Regarding technique and building a painting, it has occurred to me that I've developed a certain way of working out of necessity and time constraints that may or may not be serving me any longer. In school -- in studio classes -- I learned to work "alla prima". And it fit well how I painted (energetically, gesturally, intuitively). I did learn how to create an underpainting and work slowly and realistically, but that was not how I spent most of my time. I just continued working that way because it allowed me to work in fits and spurts as I could between full-time work, the MBA program, and then parenting. It allowed me to be interrupted and still paint something. There's nothing wrong with working this way. It's just that I want to figure out whether this is really how I want to work and how I work best or whether this is a habit.
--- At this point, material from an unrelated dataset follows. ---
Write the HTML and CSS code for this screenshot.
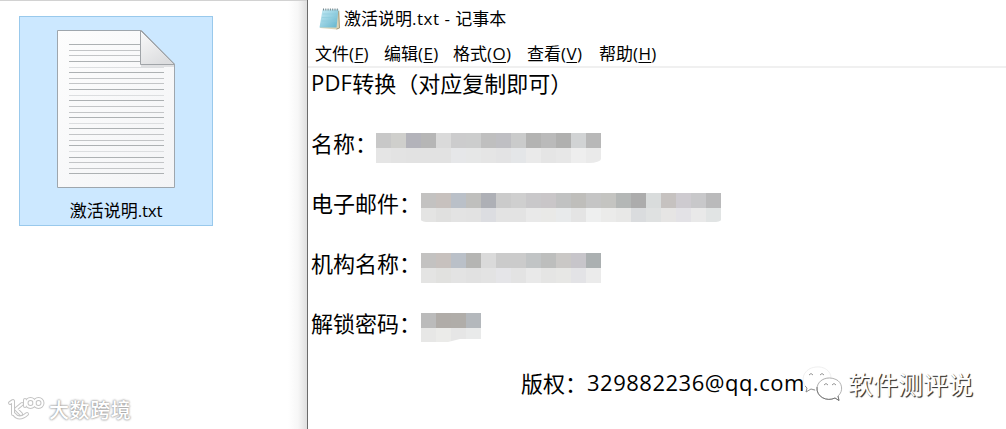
FILE: index.html
```html
<!DOCTYPE html>
<html lang="zh-CN">
<head>
    <meta charset="UTF-8">
    <meta name="viewport" content="width=device-width, initial-scale=1.0">
    <title>激活说明.txt - 记事本</title>
    <link rel="stylesheet" href="styles.css">
</head>
<body>
    <div class="screen">
        <div class="desktop">
            <div class="file">
                <svg class="file-icon" width="120" height="160" viewBox="0 0 120 160">
                    <defs>
                        <linearGradient id="paper" x1="0" y1="0" x2="1" y2="1">
                            <stop offset="0" stop-color="#fdfdfd"/>
                            <stop offset="1" stop-color="#f3f4f6"/>
                        </linearGradient>
                        <linearGradient id="fold" x1="0" y1="0" x2="0.6" y2="1">
                            <stop offset="0" stop-color="#fafafa"/>
                            <stop offset="1" stop-color="#dcdddf"/>
                        </linearGradient>
                    </defs>
                    <path d="M0.5 1.5H84.5L117.500 35V158.500H0.500Z" fill="url(#paper)" stroke="#9ea6ad"/>
                    <g id="paperLines"></g>
                    <path d="M84 36H117V38H84Z" fill="#dfe0e2"/>
                    <path d="M83.500 1.500V35.500H117.500Z" fill="url(#fold)" stroke="#a0a4a8"/>
                </svg>
                <div class="file-name">激活说明<span class="latin">.txt</span></div>
            </div>
        </div>

        <div class="window">
            <div class="title-bar">
                <svg class="notepad-icon" width="24" height="24" viewBox="0 0 24 24">
                    <defs>
                        <linearGradient id="pad" x1="0" y1="0" x2="1" y2="1">
                            <stop offset="0" stop-color="#c9edf6"/>
                            <stop offset="1" stop-color="#62b3cc"/>
                        </linearGradient>
                    </defs>
                    <path d="M5 3.500H21.500V21L19 22.500L2 21Z" fill="#dcd5b8"/>
                    <path d="M20.500 4L21.500 21L18.500 22" fill="none" stroke="#a69b7c"/>
                    <path d="M4.500 2.500H20.500L18.500 20.500H1.500Z" fill="url(#pad)"/>
                    <path d="M4.500 7H19M4 10.500H18.500M3.500 14H18.500" stroke="#8ccbdc" stroke-width=".6"/>
                    <path d="M5 2.500H21" stroke="#77858b" stroke-width="2" stroke-dasharray="1 1.300"/>
                </svg>
                <span class="title">激活说明<span class="latin">.txt - </span>记事本</span>
            </div>
            <div class="menu">
                <span class="item item-f">文件<span class="latin">(<u>F</u>)</span></span>
                <span class="item item-e">编辑<span class="latin">(<u>E</u>)</span></span>
                <span class="item item-o">格式<span class="latin">(<u>O</u>)</span></span>
                <span class="item item-v">查看<span class="latin">(<u>V</u>)</span></span>
                <span class="item item-h">帮助<span class="latin">(<u>H</u>)</span></span>
            </div>
            <div class="text">
                <div class="line"><span class="latin pdf">PDF</span>转换（对应复制即可）</div>
                <div class="line">名称：<div class="mosaic round-right" data-row="name"></div></div>
                <div class="line">电子邮件：<div class="mosaic short round-both" data-row="email"></div></div>
                <div class="line">机构名称：<div class="mosaic" data-row="org"></div></div>
                <div class="line">解锁密码：<div class="mosaic short cut" data-row="password"></div></div>
                <div class="line copyright">版权：<span class="latin mail">329882236@qq.com</span></div>
            </div>
        </div>

        <div class="mark-left">
            <svg width="38" height="24" viewBox="0 0 38 24">
                <g fill="none" stroke-linecap="round" stroke-linejoin="round">
                    <path class="halo" d="M2 6L5 4V17M14 7L8 12L13 17M6 17Q11 24 19 17M17 3V9"/>
                    <circle class="halo" cx="22.500" cy="6" r="4"/>
                    <circle class="halo" cx="30.500" cy="6" r="4"/>
                    <path class="core" d="M2 6L5 4V17M14 7L8 12L13 17M6 17Q11 24 19 17M17 3V9"/>
                    <circle class="core" cx="22.500" cy="6" r="4"/>
                    <circle class="core" cx="30.500" cy="6" r="4"/>
                </g>
            </svg>
            <span>大数跨境</span>
        </div>

        <div class="mark-right">
            <svg width="42" height="38" viewBox="0 0 42 38">
                <path d="M5 23C-3 15 2 3 14 2C22 1 29 6 29 13C21 12 14 17 15 25C12 26 10 25 9 24L4 27Z" fill="#fff" stroke="#e8e8e8" stroke-width=".7"/>
                <path d="M3 21L5 23L4 27L9 24L13 25" fill="none" stroke="#777" stroke-width=".8"/>
                <path d="M27.500 13C20 13 15 18 15 24C15 32 25 37 33 33L37 35.500L36 31C42 26 40 17 34 14.500Q31 13 27.500 13Z" fill="#fff" stroke="#a0a0a0" stroke-width=".8"/>
                <path d="M15 22C14 32 25 37 33 33L37 35.500L36 31" fill="none" stroke="#666" stroke-width=".8"/>
                <path d="M7 10Q9 7 11 10M18 10Q20 7 22 10M22 20Q24 17 26 20M30 20Q32 17 34 20" fill="none" stroke="#888" stroke-width=".9"/>
            </svg>
            <span>软件测评说</span>
        </div>
    </div>

    <script src="script.js"></script>
</body>
</html>
```
FILE: styles.css
```css
/* General Styles */
body {
    margin: 0;
    background: #fff;
    color: #000;
    font-family: "Noto Sans CJK SC", sans-serif;
}

.screen {
    position: relative;
    display: flex;
    width: 1006px;
    height: 429px;
    overflow: hidden;
}

.latin {
    font-family: "Open Sans", "Noto Sans", sans-serif;
    white-space: pre;
}

/* Desktop */
.desktop {
    width: 307px;
    box-sizing: border-box;
    border-top: 1px solid #d2d2d2;
    padding: 15px 0 0 19px;
    background: linear-gradient(to right, #fff 288px, #f7f7f7 298px, #dfdfdf 307px);
}

.file {
    width: 194px;
    height: 210px;
    box-sizing: border-box;
    border: 1px solid #99c9ec;
    background: #cce8ff;
    padding-top: 12px;
    text-align: center;
}

.file-icon {
    display: block;
    margin-left: 37px;
}

.file-name {
    margin-top: 9px;
    font-size: 17px;
    line-height: 24px;
}

.file-name .latin {
    letter-spacing: -0.2px;
}

/* Notepad window */
.window {
    flex: 1;
    border-left: 1px solid #6b6b6b;
    background: #fff;
}

.title-bar {
    display: flex;
    align-items: center;
    height: 38px;
    padding-left: 10px;
    font-size: 17px;
}

.notepad-icon {
    margin-right: 2px;
}

.title {
    line-height: 24px;
    margin-top: -1px;
}

.title .latin {
    letter-spacing: 0.5px;
}

.menu {
    display: flex;
    height: 28px;
    padding: 0 0 0 7px;
    border-bottom: 2px solid #f0f0f0;
    font-size: 17px;
    line-height: 29px;
}

.menu .latin {
    letter-spacing: 0.4px;
}

.item {
    white-space: nowrap;
}

.item u {
    text-underline-offset: 2px;
    text-decoration-thickness: 1px;
}

.item-f {
    width: 69px;
}

.item-e {
    width: 69px;
}

.item-o {
    width: 74px;
}

.item-v {
    width: 72px;
}

.text {
    display: flex;
    flex-direction: column;
    gap: 30px;
    padding: 0 0 0 3px;
    font-size: 22px;
}

.line {
    display: flex;
    height: 30px;
    line-height: 29px;
    white-space: nowrap;
}

.pdf {
    letter-spacing: 0.2px;
}

.mail {
    letter-spacing: 0.5px;
}

.copyright {
    padding-left: 210px;
}

/* Pixelated values */
.mosaic {
    display: grid;
    grid-auto-rows: 15px;
    height: 30px;
    margin-top: 5px;
    overflow: hidden;
}

.short {
    height: 29px;
}

.round-right {
    margin-left: -1px;
    border-bottom-right-radius: 12px 4px;
}

.round-both {
    border-radius: 0 0 8px 8px / 0 0 2px 2px;
}

.cut {
    clip-path: polygon(0 0, 100% 0, 100% 26px, 65% 26px, 45% 29px, 0 29px);
}

/* Watermarks */
.mark-left {
    position: absolute;
    left: 8px;
    top: 393px;
    display: flex;
    color: #fff;
    font-size: 20px;
    font-weight: 500;
    line-height: 33px;
    letter-spacing: 0.6px;
    text-shadow: 0 0 2px #999, 0 0 2px #aaa, 0 0 3px #ccc;
}

.mark-left svg {
    margin: 4px 3px 0 0;
    overflow: visible;
}

.halo {
    stroke: #c4c4c4;
    stroke-width: 4;
}

.core {
    stroke: #fff;
    stroke-width: 2;
}

.mark-right {
    position: absolute;
    left: 802px;
    top: 365px;
    display: flex;
    color: #fff;
    font-size: 25px;
    line-height: 36px;
    text-shadow: 1px 1px 1px #333, 1px 1px 0 #777;
}

.mark-right span {
    margin-left: 4px;
}
```
FILE: script.js
```js
// Cell colors, top and bottom row of each hidden value
const rows = {
    name: [
        "c8c8c8 cfcfcc b3b3ba b6b6b6 dadada cccccd cccdcd bfbfbf bfbfc3 cacbcb b3b3b2 bababa b0b0af d1d3d4 b8b8b8",
        "e5e5e5 e3e3e3 e2e2e2 e2e2e2 e2e2e2 e6e7e9 e6e7e7 e5e5e5 e3e3e4 e4e6e8 eaeaea e5e5e5 e7e7e7 eeeeee eaeaea"
    ],
    email: [
        "c3c2c1 c7c1be bac0c8 bfbfbd aeb0b6 cbcbcb cfcfcf c9c8ca c9c6c8 c1c2c2 bfbebb c5c5c5 c4c4c1 b4b7b6 acacac d9dcdc c6c2c0 cecbd0 c8c8ca bababb",
        "e4e4e3 e0e0df e3e3e3 e2e2e2 dcdde1 e3e3e3 e3e3e3 e9e9e9 e9e9e7 e8eaeb e4e4e4 eeefef ebebea e8e8e7 dadcde dfe1e1 e6e5e4 e3e2e6 e9e9e9 e1e4e4"
    ],
    org: [
        "c3c2c1 c7c1be bac0c8 b5b5b3 dadada cbcbcb cbcbcb c1c4c5 bdbebd cac8c6 c7c5ca abb0b1",
        "e4e4e3 e1e1df e3e3e3 e1e1e1 e3e3e3 e5e5e8 e3e3e3 e9e9e9 e5e5e4 e7e7e5 e3e3e6 ebebeb"
    ],
    password: [
        "bbbbbb b0aca8 b0ada9 b4b8bc",
        "e7e7e6 ebebe9 e6e6e6 e9eaea"
    ]
};

document.querySelectorAll(".mosaic").forEach(function(box) {
    const data = rows[box.dataset.row].map(row => row.split(" "));
    box.style.gridTemplateColumns = "repeat(" + data[0].length + ", 15px)";
    data.flat().forEach(function(color) {
        const cell = document.createElement("span");
        cell.style.background = "#" + color;
        box.appendChild(cell);
    });
});

// Ruled lines on the document icon
const lineShades = ["#adb1b3", "#c3c5c7", "#c3c5c7", "#adb1b3", "#dcdee0"];
const paperLines = document.getElementById("paperLines");
for (let i = 0; i < 24; i++) {
    const line = document.createElementNS("http://www.w3.org/2000/svg", "rect");
    line.setAttribute("x", 12);
    line.setAttribute("y", Math.round(15 + i * 5.63));
    line.setAttribute("width", i < 4 ? 72 : 95);
    line.setAttribute("height", 1);
    line.setAttribute("fill", lineShades[i % 5]);
    paperLines.appendChild(line);
}
```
Joan Mitchell considered each gesture before she made it (or so I read).
From 2010 July
Joan Mitchell (1925 - 1992), UNTITLED 1977, Oil on canvas diptych 76 3/4 x 89 3/4 inches overall 194.9 x 228 centimeters 76 3/4 x 44 3/4 each panel, CR# MI.10396
(http://www.cheimread.com/artists/joan-mitchell/?view=selected)


I'd like my work to open up to possibilities. I feel I've barely begun. At the residency Judith Barry said there's a point where your work will start to speak to you and tell you where it needs to go. Time and work -- to learn to speak, to listen.

---
Becks-Malorny, Ulrike. Paul Cezanne (1839-1906): Pioneer of Modernism. Koln: Taschen (2006).